My Twelve year olf grand daughter gave me a book for Christmas. The Swerve, How the Renaissance Began by Stephen Greenblatt (Vintage) ISBN9780099572442 tells about the poem by Lucretius, a Roman Poet who died in 55BC called On the Nature of Things.Greenblatt tells a rivetting story about a fifteenth century book hunter,Poggio Bracciolini, seeking old manuscripts in a monastery in Germany. When he finds an ancient parchment he recognises it as a copy of A Roman poem which St Jerome tried to supress in the 4th century, yet it was known and quoted in spite of the Inquisition.
According to the ba ck cover Poggio found 'a beautiful poem of the most dangerous ideas - that the universe functioned without the aid og gods, that religioud fear was damaging human life, and that matter was made up of very small particles in eternal motion. These ideas fuelled the Renaissance, inspiring Boticelly, shaping the thought of Montaigne, Darwin (his grandfather owned a copy) and Einstein.
)f course, after reading 'The Swerve' which is a superb stue story that reads like high quality fiction, I had to get 'On the Nature of Things'. My copy, translated by Sir Robert Allison, was published by Arghur L Humphries in 1919.

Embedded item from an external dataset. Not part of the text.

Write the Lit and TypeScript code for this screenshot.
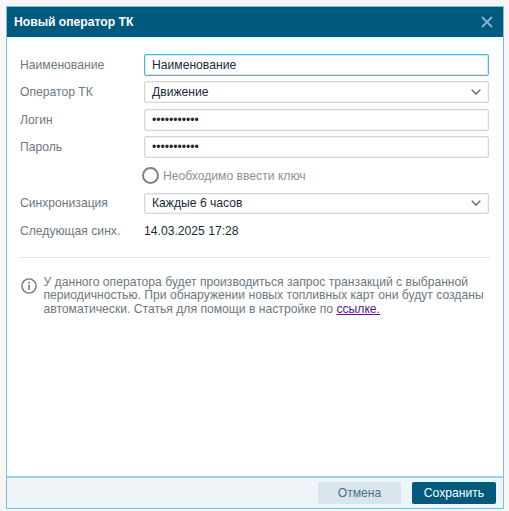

Books 1 and 2, Atoms and the Void. Spenser translated whole chunks of it into The Faerie Queen.So did Shakespeare and Byron. . Lucretius rather contradicts the Big Bang, and intelligent design. There are atoms of infinite shape and number, and the void Over enormous stretches of time atoms swerve and meet and form new shapes, thus the universe evolves.
Books 3 and 4 Psychology, Sensation and Thought. Lucretius was a believer in the teachings of Epicurus. .This life is all we have, there is no afterlife.
If you are wondering how all this knowledge was lost for so many centuries ask the Pope, he and his precedents have a great deal to answer for.